Whenever lawmakers gavel out for good this year, at least 94 years of legislating will leave the House and Senate.
So far, Sens. Al Adams of Kotzebue, Jerry Mackie of Craig, Mike Miller of North Pole and Sean Parnell of Anchorage have announced their intention to step down. In the House, Reps. Gary Davis of Soldotna, Ben Grussendorf of Sitka and Gail Phillips of Homer have said they'd be leaving. Others may also announce.
Five of those leaving are members of the Republican-led majority, but the two Democrats have the longest legislature tenure. Grussendorf and Adams have both logged 20 years at the Capitol.
All seven have spent time running the House or Senate as presiding officers, sitting on budget-writing committees or working behind the scenes as power brokers.
``We have a lot of seniority,'' Phillips said of the departing group. ``But you can have a lot of seniority and it won't mean much. But this group that's leaving has leadership seniority.''
She thinks it'll take some time for the Legislature to reshuffle next year due to the departure of so many leaders.
Parnell said it won't take long to nullify any adverse impact of the pending turnover. No sooner will one leader leave than another will take his or her place, he said.
``We're replaceable,'' Parnell said. ``The system has worked and will continue to work without us.''
``This Legislature does have quite a bit of experience and leadership going out, but there's leadership right behind us,'' Adams said. ``I never worry about it.''
Parnell spent eight years in the Legislature, including the past two years co-chairing the budget-writing Senate Finance Committee. Phillips spent a a decade as a member of the House, including time as House speaker.
Grussendorf, who also led the House, said it's time to give the new faces a chance.
``I would rather go out at the top of my game and have people say: `I wish he'd stay,''' he said.
Some of those leaving intend to run for a statewide office. However, it's a bit early for specific announcements. Phillips is rumored to be thinking of a higher office, as are Miller and Mackie.
A typical response to a question about their future comes from Phillips.
``I certainly don't intend this to be the end of my political career,'' she said.
Phillips, who announced her plans several weeks ago, waited until well into the session.
``I didn't want to be perceived as a lame-duck legislator,'' she said. ``I think I mitigated that.''
Mackie and Parnell, both in their 30s, talked about their young families when they announced retirement plans. Both aren't sure for what office, on what ballot, they may appear again.

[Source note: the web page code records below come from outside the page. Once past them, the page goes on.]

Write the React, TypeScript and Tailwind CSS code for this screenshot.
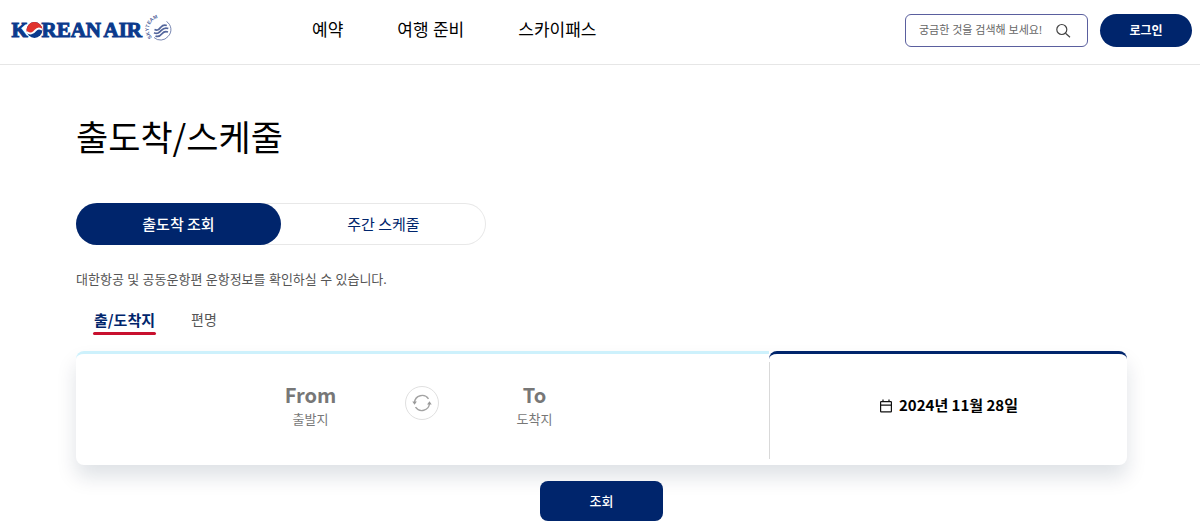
import React, { useState } from 'react';

function KoreanAirLogo() {
  return (
    <svg className="h-8 w-[168px]" viewBox="0 0 168 32" role="img" aria-label="Korean Air SkyTeam">
      <g
        fill="#0b3a8c"
        stroke="#0b3a8c"
        strokeWidth="1"
        fontFamily="'Liberation Serif', serif"
        fontWeight="700"
        fontSize="21"
      >
        <text x="1.500" y="23">K</text>
        <text x="31.500" y="23">REAN</text>
        <text x="93.500" y="23">AIR</text>
      </g>
      <g transform="translate(24.500 16)">
        <circle r="7.9" fill="#0b3a8c" />
        <path d="M-7.700 1.700A7.900 7.900 0 1 1 7.900-.3C6-2.400 3-2.600 1 0-1.400 3.200-5.400 4-7.700 1.700Z" fill="#e0322d" />
        <path d="M-7.600 2C-4.800 4.600-1.400 3.600 1 .4 3-2.200 5.600-2 7.600-.2" fill="none" stroke="#fff" strokeWidth="2" />
      </g>
      <g fill="none" stroke="#53669c">
        <path d="M156.500 7.500A9.600 9.600 0 0 1 158 22.500A9.600 9.600 0 0 1 144 23.500" strokeWidth="0.8" />
        <path d="M144.500 15.500c3.200 1.500 4.500-.2 6.300-2.300s3.500-2.600 6-1.700" strokeWidth="1.700" />
        <path d="M144 18.800c3.500 1.700 5.300-.2 7.300-2.400s4.200-3 7-1.900" strokeWidth="1.700" />
        <path d="M145.500 22c3.200 1.500 4.800-.2 6.500-2.300s3.500-2.600 6-1.700" strokeWidth="1.700" />
      </g>
      <path id="skyteam-arc" d="M142 23.500A10 10 0 0 1 159 7.500" fill="none" />
      <text fill="#53669c" fontFamily="'Liberation Sans', sans-serif" fontWeight="700" fontSize="5">
        <textPath href="#skyteam-arc">SKYTEAM</textPath>
      </text>
    </svg>
  );
}

function SearchIcon() {
  return (
    <svg className="size-4" viewBox="0 0 16 16" fill="none" stroke="#444" strokeWidth="1.2" aria-hidden="true">
      <circle cx="6.800" cy="7.500" r="5" />
      <path d="M10.500 11.200 15 15.200" />
    </svg>
  );
}

function SwapIcon() {
  return (
    <svg className="size-5" viewBox="0 0 20 20" fill="none" stroke="#a3a3a3" strokeWidth="1.4" aria-hidden="true">
      <path d="M2.500 9.500A7.700 7.700 0 0 1 16.500 5.800" />
      <path d="M17.500 10.500A7.700 7.700 0 0 1 3.500 14.200" />
      <path d="M.3 8.500h4.600L2.500 11.800Z" fill="#999" stroke="none" />
      <path d="M15.100 11.500h4.600L17.500 8.200Z" fill="#999" stroke="none" />
    </svg>
  );
}

function CalendarIcon() {
  return (
    <svg className="size-3.5" viewBox="0 0 14 14" fill="none" stroke="#111" strokeWidth="1.2" aria-hidden="true">
      <rect x="1.600" y="2.600" width="10.800" height="10.200" rx="0.600" />
      <path d="M1.600 6.200h10.800M4 .6v2.400M10 .6v2.400" />
    </svg>
  );
}

const navItems = ['예약', '여행 준비', '스카이패스'];

export default function App() {
  const [view, setView] = useState('status');
  const pill = 'flex-1 rounded-full text-[15px]';
  return (
    <div className="bg-white font-['Noto_Sans_CJK_KR',sans-serif] text-black">
      <header className="flex h-[65px] items-center border-b border-[#e6e6e6] pr-2 pl-2.5 pb-1 font-['Noto_Sans','Noto_Sans_CJK_KR',sans-serif]">
        <a href="#home">
          <KoreanAirLogo />
        </a>
        <nav className="ml-[134px] flex gap-[54px] text-[17px]">
          {navItems.map((item) => (
            <a key={item} href="#menu">
              {item}
            </a>
          ))}
        </nav>
        <form className="ml-auto flex h-[33px] w-[183px] items-center rounded-md border border-[#5a5f9e] pr-4 pl-[13px]">
          <input
            type="search"
            aria-label="검색"
            placeholder="궁금한 것을 검색해 보세요!"
            className="min-w-0 flex-1 text-[11px] outline-none placeholder:text-[#666]"
          />
          <button type="button" aria-label="검색하기">
            <SearchIcon />
          </button>
        </form>
        <button
          type="button"
          className="ml-3 h-[33px] w-[92px] rounded-full bg-[#00256c] pt-0.5 text-xs font-bold text-white"
        >
          로그인
        </button>
      </header>

      <main className="pr-[73px] pl-[76px]">
        <h1 className="pt-[45px] text-[35px] leading-[52px]">출도착/스케줄</h1>

        <div className="mt-[41px] flex h-[42px] w-[410px] rounded-full inset-ring inset-ring-[#e8e8e8]">
          <button
            type="button"
            aria-pressed={view === 'status'}
            onClick={() => setView('status')}
            className={`${pill} ${view === 'status' ? 'bg-[#00256c] font-medium text-white' : 'text-[#00256c]'}`}
          >
            출도착 조회
          </button>
          <button
            type="button"
            aria-pressed={view === 'weekly'}
            onClick={() => setView('weekly')}
            className={`${pill} ${view === 'weekly' ? 'bg-[#00256c] font-medium text-white' : 'text-[#00256c]'}`}
          >
            주간 스케줄
          </button>
        </div>

        <p className="mt-6 font-['Noto_Sans','Noto_Sans_CJK_KR',sans-serif] text-[13px] leading-5 text-[#555]">
          대한항공 및 공동운항편 운항정보를 확인하실 수 있습니다.
        </p>

        <div role="tablist" className="mt-[18px] flex items-start gap-[35px] pl-[17px]">
          <button type="button" role="tab" aria-selected="true" className="text-[#00256c]">
            <span className="block px-px text-[15px] leading-[25px] font-bold">출/도착지</span>
            <span className="block h-[3px] rounded-full bg-[#c8102e]" />
          </button>
          <button type="button" role="tab" aria-selected="false" className="text-sm leading-[25px] text-[#555]">
            편명
          </button>
        </div>

        <section className="mt-4 flex h-[114px] rounded-lg shadow-[0_12px_20px_rgba(0,28,61,0.13)]">
          <div className="flex flex-[693] items-start justify-center rounded-l-lg border-t-[3px] border-[#cdf1fc] pt-[29px]">
            <button type="button" className="w-[120px] text-[#777]">
              <span className="block text-xl leading-6 font-bold">From</span>
              <span className="block text-[13px] leading-6">출발지</span>
            </button>
            <button
              type="button"
              aria-label="출발지와 도착지 바꾸기"
              className="mt-[3px] mr-9 ml-[34px] flex size-[34px] items-center justify-center rounded-full border border-[#e0e0e0]"
            >
              <SwapIcon />
            </button>
            <button type="button" className="w-[120px] text-[#777]">
              <span className="block text-xl leading-6 font-bold">To</span>
              <span className="block text-[13px] leading-6">도착지</span>
            </button>
          </div>
          <div className="flex flex-[358] rounded-t-lg rounded-br-lg border-t-[3px] border-[#00256c] pt-2 pb-1.5">
            <button
              type="button"
              className="flex flex-1 items-center justify-center gap-1.5 border-l border-[#d9d9d9] pb-2.5 text-[15px] font-bold"
            >
              <CalendarIcon />
              2024년 11월 28일
            </button>
          </div>
        </section>

        <div className="flex justify-center pt-4 pb-2.5">
          <button type="button" className="h-10 w-[123px] rounded-lg bg-[#00256c] text-[13px] font-medium text-white">
            조회
          </button>
        </div>
      </main>
    </div>
  );
}
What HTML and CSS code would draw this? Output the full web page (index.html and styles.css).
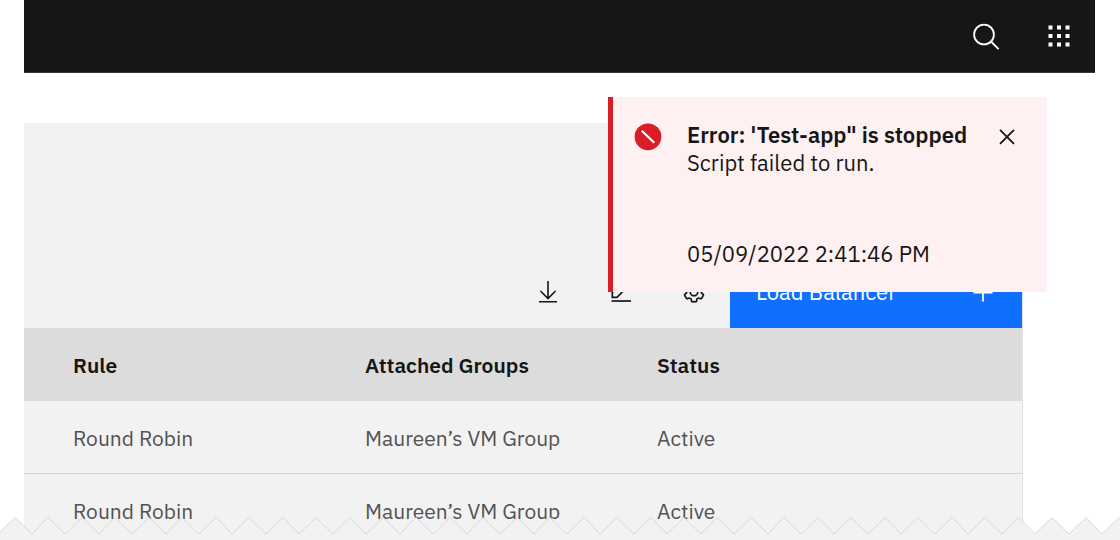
FILE: index.html
```html
<!DOCTYPE html>
<html lang="en">
<head>
<meta charset="utf-8">
<title>Load balancers</title>
<link rel="stylesheet" href="styles.css">
</head>
<body>
<div class="page">
  <header class="topbar">
    <button class="topbar-button" type="button" aria-label="Search">
      <svg width="30" height="30" viewBox="0 0 30 30" fill="none" stroke="currentColor" stroke-width="1.8"><circle cx="13" cy="13.500" r="9.900"/><path d="M20 20.500l7.600 7.700"/></svg>
    </button>
    <button class="topbar-button" type="button" aria-label="App switcher">
      <svg width="24" height="24" viewBox="0 0 24 24" fill="currentColor"><path d="M1.500 1.500h4v4h-4zM10 1.500h4v4h-4zM18.500 1.500h4v4h-4zM1.500 10h4v4h-4zM10 10h4v4h-4zM18.500 10h4v4h-4zM1.500 18.500h4v4h-4zM10 18.500h4v4h-4zM18.500 18.500h4v4h-4z"/></svg>
    </button>
  </header>

  <main class="panel">
    <div class="toolbar">
      <button class="tool" type="button" aria-label="Download">
        <svg width="24" height="24" viewBox="0 0 24 24" fill="none" stroke="currentColor" stroke-width="1.600"><path d="M12 1v17M4.500 11l7.500 7.500 7.500-7.500M3 21.800h18"/></svg>
      </button>
      <button class="tool" type="button" aria-label="Edit">
        <svg width="24" height="24" viewBox="0 0 24 24" fill="none" stroke="currentColor" stroke-width="1.700"><path d="M2.500 21h19.500"/><path d="M3.300 17.300v-4.800L14 2l4.500 4.500L8 17.300zM11 5l4.500 4.500"/></svg>
      </button>
      <button class="tool" type="button" aria-label="Settings">
        <svg width="24" height="24" viewBox="0 0 32 32" fill="currentColor" stroke="currentColor" stroke-width=".3"><path d="M27 16.760v-1.530l1.920-1.680A2 2 0 0 0 29.300 11l-2.360-4a2 2 0 0 0-1.730-1 2 2 0 0 0-.64.100l-2.430.820a11.350 11.350 0 0 0-1.310-.750l-.510-2.520a2 2 0 0 0-2-1.610h-4.680a2 2 0 0 0-2 1.610l-.510 2.520a11.480 11.480 0 0 0-1.320.750l-2.380-.860A2 2 0 0 0 6.790 6a2 2 0 0 0-1.730 1L2.700 11a2 2 0 0 0 .41 2.510L5 15.240v1.530l-1.890 1.680A2 2 0 0 0 2.700 21l2.360 4a2 2 0 0 0 1.730 1 2 2 0 0 0 .64-.100l2.430-.820a11.350 11.350 0 0 0 1.310.750l.510 2.520a2 2 0 0 0 2 1.610h4.720a2 2 0 0 0 2-1.610l.510-2.520a11.480 11.480 0 0 0 1.320-.750l2.420.820a2 2 0 0 0 .64.100 2 2 0 0 0 1.730-1l2.280-4a2 2 0 0 0-.41-2.510zM25.210 24l-3.430-1.160a8.860 8.860 0 0 1-2.710 1.570L18.360 28h-4.720l-.71-3.550a9.360 9.360 0 0 1-2.700-1.570L6.790 24l-2.360-4 2.720-2.400a8.900 8.900 0 0 1 0-3.130L4.430 12l2.360-4 3.430 1.160a8.860 8.860 0 0 1 2.710-1.570L13.640 4h4.720l.71 3.550a9.360 9.360 0 0 1 2.700 1.570L25.210 8l2.360 4-2.720 2.400a8.900 8.900 0 0 1 0 3.130L27.570 20z"/><path d="M16 22a6 6 0 1 1 6-6 5.940 5.940 0 0 1-6 6zm0-10a3.910 3.910 0 0 0-4 4 3.910 3.910 0 0 0 4 4 3.910 3.910 0 0 0 4-4 3.910 3.910 0 0 0-4-4z"/></svg>
      </button>
      <button class="primary" type="button">
        <span>Load Balancer</span>
        <svg width="24" height="24" viewBox="0 0 24 24" fill="none" stroke="currentColor" stroke-width="1.800"><path d="M12 3v18.500M2.500 12.500h19"/></svg>
      </button>
    </div>

    <table class="table">
      <thead>
        <tr><th scope="col">Rule</th><th scope="col">Attached Groups</th><th class="last" scope="col">Status</th></tr>
      </thead>
      <tbody>
        <tr><td>Round Robin</td><td>Maureen’s VM Group</td><td>Active</td></tr>
        <tr><td>Round Robin</td><td>Maureen’s VM Group</td><td>Active</td></tr>
      </tbody>
    </table>
  </main>

  <section class="toast" role="alert">
    <svg class="toast-icon" width="28" height="28" viewBox="0 0 28 28"><circle cx="14" cy="13.800" r="13.400" fill="#da1e28"/><path d="M7.700 7.700l12.600 12" stroke="#fff" stroke-width="2.200"/></svg>
    <div class="toast-body">
      <strong>Error: 'Test-app" is stopped</strong>
      <span>Script failed to run.</span>
      <time class="toast-time" datetime="2022-05-09T14:41:46">05/09/2022 2:41:46 PM</time>
    </div>
    <button class="toast-close" type="button" aria-label="Close">
      <svg width="18" height="18" viewBox="0 0 18 18" fill="none" stroke="currentColor" stroke-width="1.800"><path d="M2 1.800l14 14M16 1.800l-14 14"/></svg>
    </button>
  </section>

  <svg class="torn-edge" viewBox="0 0 1120 24" preserveAspectRatio="none" aria-hidden="true">
    <path fill="#f2f2f2" stroke="#d9d9d9" d="M-2 18L15 1.500 32 18 48 1.500 65 18 82 1.500 99 18 115 1.500 132 18 149 1.500 166 18 182 1.500 199 18 216 1.500 232 18 249 1.500 266 18 283 1.500 299 18 316 1.500 333 18 350 1.500 366 18 383 1.500 400 18 416 1.500 433 18 450 1.500 467 18 483 1.500 500 18 517 1.500 534 18 550 1.500 567 18 584 1.500 600 18 617 1.500 634 18 651 1.500 667 18 684 1.500 701 18 717 1.500 734 18 751 1.500 768 18 784 1.500 801 18 818 1.500 834 18 851 1.500 868 18 885 1.500 901 18 918 1.500 935 18 952 1.500 968 18 985 1.500 1002 18 1019 1.500 1035 18 1052 1.500 1069 18 1086 1.500 1102 18 1119 1.500 1136 18V30H-2z"/>
  </svg>
</div>
</body>
</html>
```

FILE: styles.css
```css
* {
  box-sizing: border-box;
}

body {
  margin: 0;
  background: #fff;
  color: #161616;
  font: 22px/28px "IBM Plex Sans", Roboto, "Liberation Sans", sans-serif;
}

button {
  border: 0;
  padding: 0;
  background: none;
  color: inherit;
  font: inherit;
}

svg {
  display: block;
  flex: none;
}

.page {
  position: relative;
  height: 100vh;
  overflow: hidden;
}

.topbar {
  display: flex;
  justify-content: flex-end;
  height: 73px;
  margin: 0 25px 0 24px;
  background: #161616;
  border-bottom: 1px solid #393939;
  color: #fff;
}

.topbar-button,
.tool {
  display: grid;
  place-items: center;
  width: 73px;
}

.panel {
  margin: 50px 97px 0 24px;
  padding-top: 133px;
  background: #f2f2f2;
  border-right: 1px solid #e0e0e8;
}

.toolbar {
  display: flex;
  justify-content: flex-end;
  height: 72px;
}

.primary {
  display: flex;
  align-items: center;
  justify-content: space-between;
  width: 292px;
  padding: 0 27px 0 26px;
  background: #0f6fff;
  color: #fff;
}

.table {
  width: 100%;
  table-layout: fixed;
  border-spacing: 0;
  font-size: 21px;
}

.table th,
.table td {
  width: 292px;
  height: 73px;
  padding: 0 0 0 49px;
  text-align: left;
}

.table .last {
  width: auto;
}

.table th {
  background: #dcdcdc;
  font-weight: 600;
}

.table td {
  padding-top: 2px;
  border-bottom: 1px solid #d4d4d4;
  color: #525252;
}

.toast {
  position: absolute;
  top: 97px;
  right: 73px;
  display: flex;
  align-items: flex-start;
  width: 439px;
  min-height: 195px;
  padding: 24px 31px 24px 21px;
  border-left: 5px solid #da1e28;
  background: #fff0f1;
}

.toast-icon {
  margin: 2px 25px 0 0;
}

.toast-body {
  display: flex;
  flex: 1;
  flex-direction: column;
  white-space: nowrap;
}

.toast-body strong {
  font-weight: 600;
}

.toast-time {
  margin-top: 63px;
}

.toast-close {
  margin-top: 7px;
}

.torn-edge {
  position: absolute;
  bottom: 0;
  left: 0;
  width: 100%;
  height: 24px;
}
```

``I think about it all the time, about what I want to do, but I truly don't know,'' said Mackie of Craig, who has mentioned gubernatorial ambitions in the past.
He did say he's a bit sad to see the group all leave at the same time. The one thing all the departing lawmakers seem to have in common is they represented the political middle ground at the Capitol.
``These are people who care about the entire state - urban, rural, whatever,'' Mackie said. ``They know how to treat people right.''
Davis, of Soldotna, said he thought giving up the House would make his last session more relaxing. It didn't.
``It's created a new twist to the stress level,'' he said. ``You'd think you'd have less stress, but there are still issues you care about and you work as best you can.''
Miller, of North Pole, said there's a good and bad side to the coming turnover. Some tried and failed ideas will likely come up and take up time because nobody remembers why they didn't work. At same time, shorter memories sometimes bring new ideas.
``I'd hate to say you have tired blood, but you get enthused blood that comes in,'' Miller said.
He also said the loss of history gives, to a degree, an advantage to the administration of Gov. Tony Knowles. The Democrat's commissioners have many middle managers who have acquired knowledge few legislators can come close to matching. What the Legislature forgets, the administration will likely remember, Miller said.
Knowles said the loss of so many lawmakers with experience and moderating leadership is unprecedented. Never, he said, have so many consensus-builders left the Capitol at the same time.
But he can relate.
``It's not hard to understand why they would want to do something else,'' Knowles said. ``The life of a legislator is far from glamorous or well-compensated.''
And more legislators will probably be leaving than the seven who've announced so far, Miller said. ``I think you're going to see more before it's all said and done,'' he said.
Sen. Tim Kelly, an Anchorage Republican, hasn't decided whether he'll run for re-election yet. Former Anchorage GOP Rep. Terry Martin has said he'll make a try for Kelly's seat.
Kelly said he's pretty sure there will be quite a shake-up in the Legislature in 2001. Faces will change, and so may the political balance, which is now dominated by the GOP.
``It's clear there will be a sweeping change in the Legislature,'' Kelly said. The Democrats may lose more experience, but the Republicans may lose more seats, he said. Kelly said the GOP has enjoyed quite a run for the last few years.
``We've overridden more vetoes in the last three years than in the 22 years I've been in the Legislature,'' Kelly said.